What’s the difference between making love and having sex?

Mar 03, 2016

I received this question from our anonymous Have A Question page a couple of days ago: Making love vs. having sex, what is the difference? What does this look like practically in the context of a Christian marriage? From what I have read, having sex

Anonymous QuestionI received this question from our anonymous Have A Question page a couple of days ago:

Making love vs. having sex, what is the difference? What does this look like practically in the context of a Christian marriage? From what I have read, having sex often lacks emotional care and concern for the other sexual partner whereas making love is about satisfying the other partner and forming a deep emotional connection during sex. Do you have any suggestions for enhancing making love or deepening the emotional connection during sex?

Someone is going to get mad at me for this one, I can feel it.  But, here we go anyways.

What’s the difference between “having sex” and “making love”?

Short answer:

There is no difference between having sex and making love.

Long answer:

I think this is a holdover from the traditional Christian viewpoint that sex is a necessary evil.  Many Christians still cringe when they hear the word “sex” used.  So, in order to avoid saying it, they use the term “making love”, because it sounds less distasteful.

But, in reality, it’s the same actions, the same chemicals are involved, the same fluids exchanged, the same funny noises and faces made.  As Shakespeare wrote so many years ago:

What’s in a name? that which we call a rose. By any other name would smell as sweet. – Romeo and Juliet, Act 2, Scene 2, Line 47-48

So, call it what you will.  Some people like to use the name “making love” to explicitly express that there is an emotional connection involved, that they mean an act that is more than just “having sex”, but to me, there is no just “having sex”, and I think we need to drop this distinction from our vocabulary.

Because I’ve heard of spouses having physical affairs and saying “It was ‘just sex'”, as if that makes it better.  “Just having sex” is what people do when they hire prostitutes.  “Just having sex” is what people watch in porn.  We have this idea in our culture that “just having sex” is acceptable in some situations when it really shouldn’t be.

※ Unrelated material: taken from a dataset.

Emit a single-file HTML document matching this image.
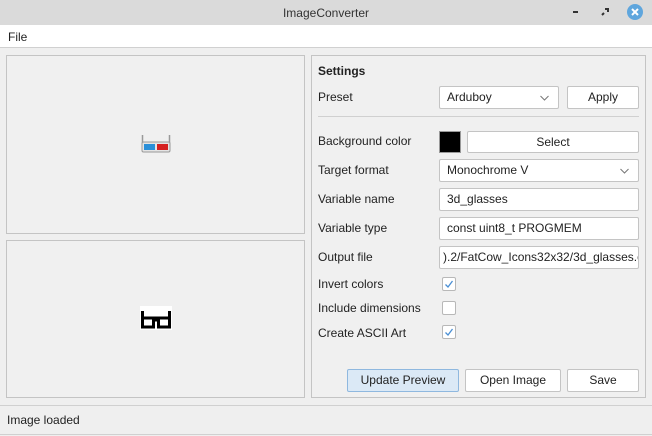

Because it’s never “just sex”.  Sex will always involve a part of your mind, a tug on your emotions.  It will always involve the same chemicals like dopamine and oxytocin.  Every time, it changes your brain, rewiring it, either to be more strongly tied to your spouse, or less so.

So, no, I don’t think there’s a difference, and I think it’s dangerous to try and make one.  God made sex.  When we try to separate it, we cheapen God’s creation.  We change it from being something holy, to being something holy only in certain situations.  And make no mistake, things of God are holy, whatever the situation, whatever the circumstance.  When Belshazzar drank from God’s holy implements, they were still holy, even when used in an unholy orgy, and his failure to recognize that is what doomed him.  If you don’t know the story, you can read it in Daniel 5 in your Bible.

Sex is the same.  Sex is holy, whether it’s being done in the context of a marriage bed, or outside of that context.  In one case, it’s a proper use, in the other, it’s blasphemy.  Blasphemy means to make “bring down” something holy, to use something that is holy in an unholy manner.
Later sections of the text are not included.